訴訟案件

業種:電気設備工事会社

請求額の約70%の約60万円の解決金にて合意成立

電気設備工事会社

事案

電気通信設備の工事会社の工事担当として雇用していた男性社員がいた。当該社員は,ベテランの工事作業員であった為,会社は工事の開始終了時間や直行直帰などについて大幅な裁量を与えていた。ある日通勤途中の交通事故により怪我をし,休業の後に退職した。
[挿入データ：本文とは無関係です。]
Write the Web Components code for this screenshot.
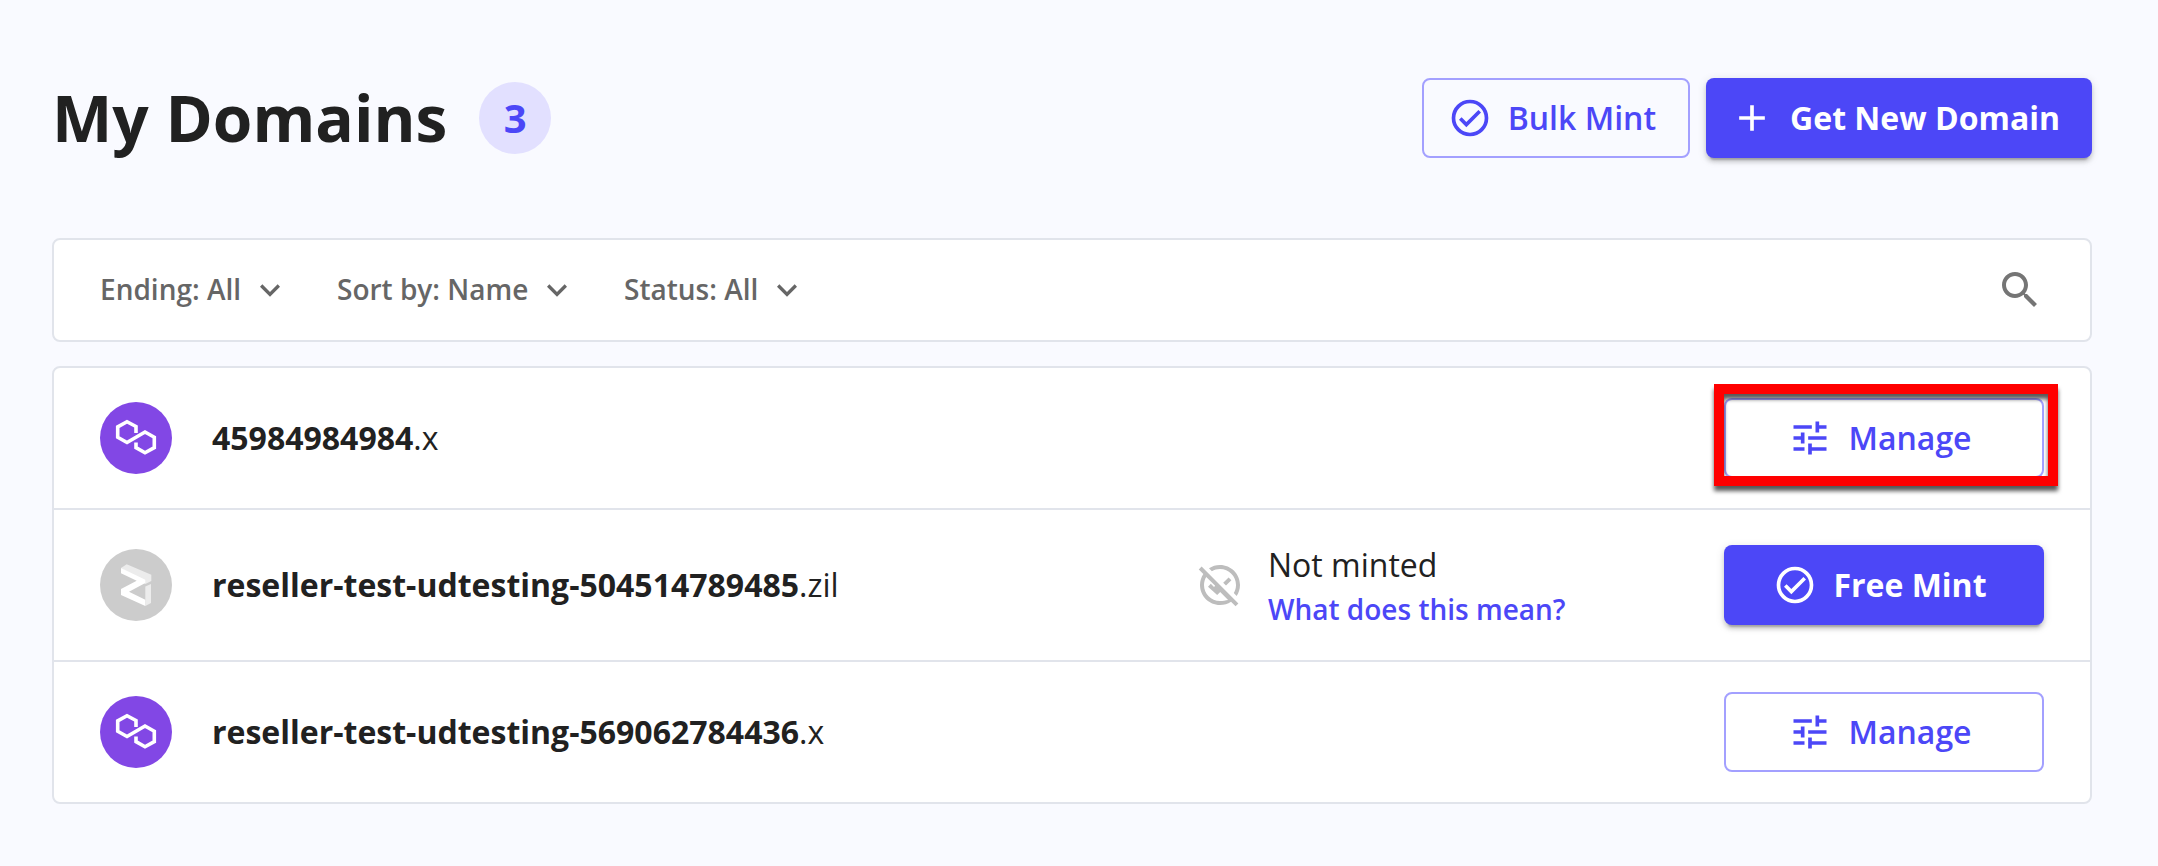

ところが,退職日の直前となり代理人を通じて残業代を請求する通知書(内容証明郵便)を出した後,合計約200万円の残業代等の支払いを求めて訴訟を提起した。

結論

約60万円の解決金にて合意成立請求額の約70%に削減成功

この事案のポイント

  • 労働者側は,自ら作成していた日報に基づいて残業代を請求してきた。
  • 会社側は,①工事日報に記載された時間は実際の労働時間とは整合しないこと,②代休を取得していたにも関わらずその分まで残業代として請求することは二重請求となること,③一部残業代を支払っていたこと等を主張して争った。
  • ①については,労働者が提出した領収書に記載された時間(買い物の時間,駐車場の入出庫時間等)と日報の記載が矛盾することの立証により労働者の主張の信憑性を崩した。また,②,③についても争いのない状態とした。
  • その結果,裁判所の心証としては,労働者の主張を全面的に認めることはできず,日報に記載された時間の一部についてのみ残業が認められるとの心証を開示した。その上で和解の勧告を行った。
  • 会社としては,早期解決を重視して,裁判所の和解案に応じて解決を図った。

依頼者の声

ありがとうございました。無事に解決して安堵しております。
当社ではタイムカード等で労働時間管理をしていなかった落ち度はあったのですが,適当な時間が書かれた日報に基づいた残業代には到底応じられないと考えておりました。粘り強く証拠を精査し,日報の時間が正しくないことを証明していただき,当社としても了承できる範囲の残業代に収まる解決となりました。この経験を下に今後は当社内の体制も改めて参りたいと思います。今後ともご指導をよろしくお願いします。